Nada disso é inevitável. Nem os EUA são apenas Trump, nem Israel se reduz à extrema-direita sionista. Mas está em questionamento hoje, para todos nós avessos ao neofascismo, é a destruição da memória como consciência crítica.

Quando os sobreviventes do fascismo — ou seus herdeiros — começam a praticar seus métodos, a história morre não pela repetição, mas pela farsa moral!

Precisamos lembrar, a história dos oprimidos não é uma linha reta de progresso, mas sim um campo de escombros sobre os quais marcham os vencedores, sejam militares, sejam negociantes. O fascismo não é apenas um erro do passado — é uma ameaça permanente do presente.

A luta contra ele começa pela coragem de dizer o óbvio: quando os heróis de ontem se tornam algozes, a memória vira resistência.
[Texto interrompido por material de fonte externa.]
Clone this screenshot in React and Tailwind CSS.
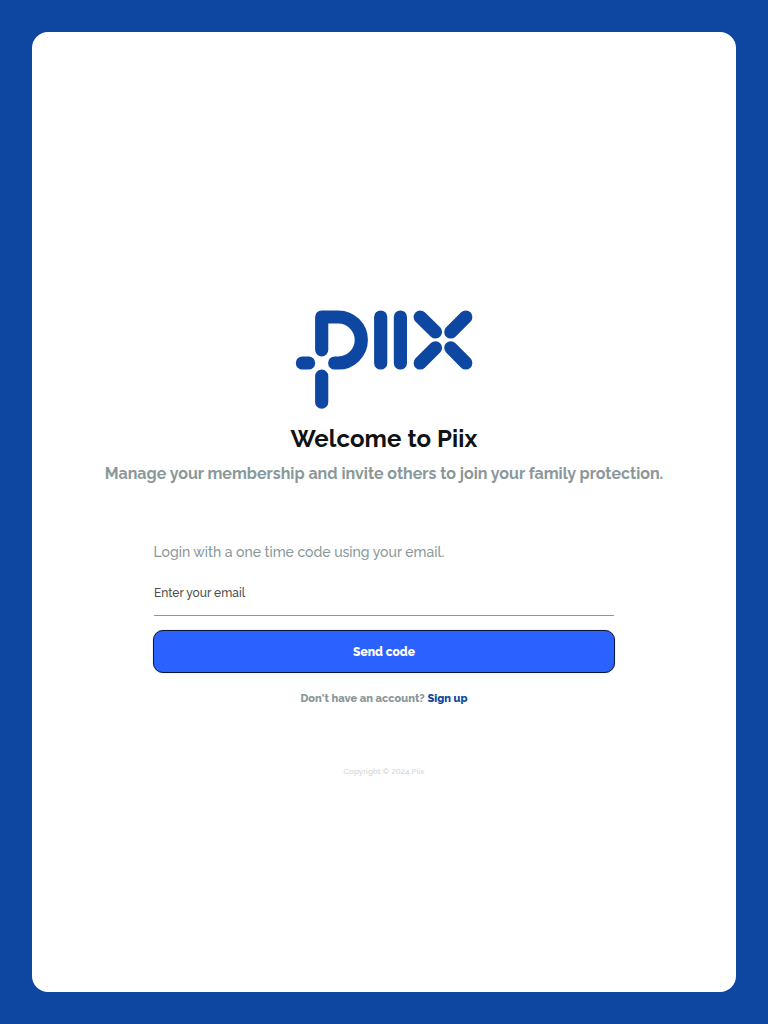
function Logo() {
  return (
    <svg
      viewBox="295 310 178 99"
      className="h-[99px] w-[178px]"
      fill="none"
      stroke="#0e47a1"
      strokeWidth="13.2"
      strokeLinecap="round"
      strokeLinejoin="round"
      role="img"
      aria-label="Piix"
    >
      <path d="M321.7 349.8V317H338.3a23 23 0 0 1 0 46H334.7" />
      <path d="M302.4 363h6.2M321.7 376.2v26" />
      <path d="M380.7 317v46M400.4 317v46" />
      <path d="M420.2 317l15.3 15M465.8 317l-15 15M435.5 347.8l-15.3 15.2M450.8 347.8l15 15.2" />
    </svg>
  );
}

export default function App() {
  return (
    <div className="flex h-screen bg-[#0e47a1] p-8 font-['Raleway','Lato',sans-serif]">
      <main className="flex flex-1 flex-col items-center rounded-2xl bg-white pt-[278px]">
        <Logo />
        <h1 className="mt-3.5 text-2xl leading-8 font-bold tracking-[0.1px] whitespace-nowrap text-[#111213]">
          Welcome to Piix
        </h1>
        <p className="mt-[7px] text-base leading-6 font-bold whitespace-nowrap text-[#8a989b]">
          Manage your membership and invite others to join your family protection.
        </p>
        <form className="mt-14 flex w-[462px] flex-col" onSubmit={(e) => e.preventDefault()}>
          <p className="pl-[0.5px] text-sm leading-5 font-medium whitespace-nowrap text-[#8a989b]">
            Login with a one time code using your email.
          </p>
          <input
            type="email"
            placeholder="Enter your email"
            className="mx-px mt-[18px] h-[36px] border-b border-[#949494] pb-2.5 text-xs font-medium outline-none placeholder:text-[#4b4f50]"
          />
          <button className="mt-3.5 h-[43px] rounded-[10px] border border-[#081b3d] bg-[#2b62ff] text-xs font-extrabold text-white shadow-[0_0_1px_rgba(0,0,0,0.5)]">
            Send code
          </button>
        </form>
        <p className="mt-[18px] text-[11px] leading-4 font-extrabold tracking-[0.03px] whitespace-nowrap text-[#8a989b]">
          <span>Don't have an account? </span>
          <a className="text-[#0e47a1]" href="#signup">Sign up</a>
        </p>
        <p className="mt-[58px] text-[8px] leading-3 font-medium tracking-[0.03px] whitespace-nowrap text-[#cfd3d4]">
          Copyright © 2024 Piix
        </p>
      </main>
    </div>
  );
}
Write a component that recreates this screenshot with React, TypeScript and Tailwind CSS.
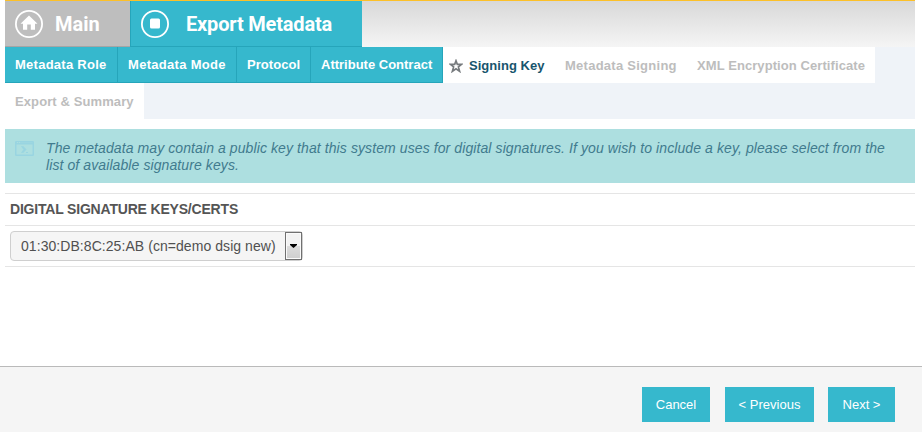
const STEPS: { label: string; state: 'done' | 'current' | 'todo'; size: string }[] = [
  { label: 'Metadata Role', state: 'done', size: 'w-[113px] tracking-[0.26px]' },
  { label: 'Metadata Mode', state: 'done', size: 'w-[119px] tracking-[0.3px]' },
  { label: 'Protocol', state: 'done', size: 'w-[74px] tracking-[0.05px]' },
  { label: 'Attribute Contract', state: 'done', size: 'w-[132px]' },
  { label: 'Signing Key', state: 'current', size: 'w-[112px] tracking-[0.03px]' },
  { label: 'Metadata Signing', state: 'todo', size: 'w-[132px] tracking-[0.26px]' },
  { label: 'XML Encryption Certificate', state: 'todo', size: 'w-[188px] tracking-[0.08px]' },
  { label: 'Export & Summary', state: 'todo', size: 'w-[139px] tracking-[0.1px]' },
]

const STEP_STYLE = {
  done: 'h-9 bg-[#36b8cd] text-white border-r border-b border-[#26a5ba] pl-[10px]',
  current: 'h-9 bg-white text-[#17556d] pl-[6px] pt-px',
  todo: 'h-9 bg-white text-[#bdbdbd] pl-[10px] pt-px',
}

function HomeIcon() {
  return (
    <svg width="28" height="28" viewBox="0 0 28 28" fill="none">
      <circle cx="14" cy="14" r="13.1" stroke="white" strokeWidth="1.8" />
      <path d="M14 5.5 5.5 13.8H8v6h4.2v-5.3h3.6v5.3H20v-6h2.5z" fill="white" />
    </svg>
  )
}

function StopIcon() {
  return (
    <svg width="28" height="28" viewBox="0 0 28 28" fill="none">
      <circle cx="14" cy="14" r="13.1" stroke="white" strokeWidth="1.8" />
      <rect x="9" y="8.5" width="10" height="10" rx="1.5" fill="white" />
    </svg>
  )
}

function StarIcon() {
  return (
    <svg width="14" height="14" viewBox="0 0 14 14" fill="none" className="mr-[6px] mt-px">
      <path d="M7 1.8 8.3 5.4h4.2L9.4 7.9l1.2 4.4L7 9.8l-3.6 2.5 1.2-4.4-3.1-2.5h4.2z" stroke="#777b7e" strokeWidth="1.7" />
    </svg>
  )
}

function ConsoleIcon() {
  return (
    <svg width="19" height="15" viewBox="0 0 19 15" fill="none" className="shrink-0">
      <rect x="0.75" y="0.75" width="17.5" height="13.5" rx="0.5" stroke="#99d5e1" strokeWidth="1.5" />
      <path d="M1 2.5h17" stroke="#99d5e1" strokeWidth="2" />
      <path d="M2 1.5h1M4 1.5h1" stroke="#addfe0" />
      <path d="M6.5 5.5h1.8l2.8 3-2.8 3H6.5L8.8 8.5z" fill="#99d5e1" stroke="#99d5e1" strokeWidth="0.6" />
      <path d="M11 11.5h2" stroke="#99d5e1" />
    </svg>
  )
}

function FooterButton({ label, width }: { label: string; width: string }) {
  return <button className={`h-[35px] bg-[#36b8cd] text-[13px] text-white ${width}`}>{label}</button>
}

export default function App() {
  return (
    <div className="flex h-[432px] w-[922px] flex-col bg-white font-['Liberation_Sans',Arial,sans-serif]">
      <header className="mx-[5px] w-[910px] border-t border-[#fcc028] bg-[linear-gradient(#d8d8d8,#f5f5f5)]">
        <div className="flex h-[46px] font-[Roboto,sans-serif] text-[20px] font-bold text-white">
          <div className="flex w-[125px] items-center gap-3 border-b border-[#a5a5a5] bg-[#bebebe] pl-[10px]">
            <HomeIcon />
            <span>Main</span>
          </div>
          <div className="flex w-[232px] items-center gap-[17px] border-b border-l border-[#26a5ba] bg-[#36b8cd] pl-[10px]">
            <StopIcon />
            <span className="tracking-[-0.18px] whitespace-nowrap">Export Metadata</span>
          </div>
        </div>
      </header>

      <nav className="mx-[5px] flex h-[72px] w-[910px] flex-wrap content-start bg-[#eff3f8] text-[13px] font-bold">
        {STEPS.map(s => (
          <div key={s.label} className={`flex items-center whitespace-nowrap ${s.size} ${STEP_STYLE[s.state]}`}>
            {s.state === 'current' && <StarIcon />}
            <span>{s.label}</span>
          </div>
        ))}
      </nav>

      <div className="mx-[5px] mt-[10px] flex h-[54px] w-[910px] bg-[#addfe0] pl-[10px] pt-3">
        <ConsoleIcon />
        <p className="-mt-px ml-3 w-[860px] text-[14px] leading-[17px] tracking-[0.094px] text-[#417b8e] italic">
          The metadata may contain a public key that this system uses for digital signatures. If you wish to include a key, please select from the
          <br />
          list of available signature keys.
        </p>
      </div>

      <section className="mx-[5px] mt-[10px] w-[910px] border-y border-[#e5e5e5] text-[#555]">
        <h2 className="flex h-8 items-center border-b border-[#e5e5e5] pl-[5px] text-[14px] font-bold tracking-[-0.19px]">DIGITAL SIGNATURE KEYS/CERTS</h2>
        <div className="h-10 pt-[5px] pl-[5px]">
          <div className="flex h-[30px] w-[293px] items-center justify-between rounded-[4px] border border-[#cfcfcf] bg-[#f5f5f5] pl-[10px] text-[14px] text-[#505050]">
            <span className="tracking-[0.06px] whitespace-nowrap">01:30:DB:8C:25:AB (cn=demo dsig new)</span>
            <div className="flex h-7 w-[17px] items-center justify-center border border-[#707070] bg-[linear-gradient(#f2f2f2_50%,#dcdcdc_50%,#cecece)] shadow-[inset_0_0_0_1px_#fafafa]">
              <svg width="7" height="4" viewBox="0 0 7 4">
                <path d="M0 0h7v1L3.5 4 0 1z" fill="black" />
              </svg>
            </div>
          </div>
        </div>
      </section>

      <footer className="mt-auto flex h-[66px] border-t border-[#bababa] bg-[#f5f5f5] pt-5 pl-[642px]">
        <FooterButton label="Cancel" width="w-[68px] mr-[15px]" />
        <FooterButton label="< Previous" width="w-[89px] mr-[14px]" />
        <FooterButton label="Next >" width="w-[67px]" />
      </footer>
    </div>
  )
}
E a crítica – e criminalização da extrema-direita neofascista – é um dever político e moral.

Sem anistia!

Quem ameaçou o Estado de Direito no país, com planos de assassinatos e quebra-quebra, em noite de incêndios em Brasília e nas sedes dos Três Poderes, clamou para os militares assumirem uma nova ditadura. São criminosos e devem ser punidos!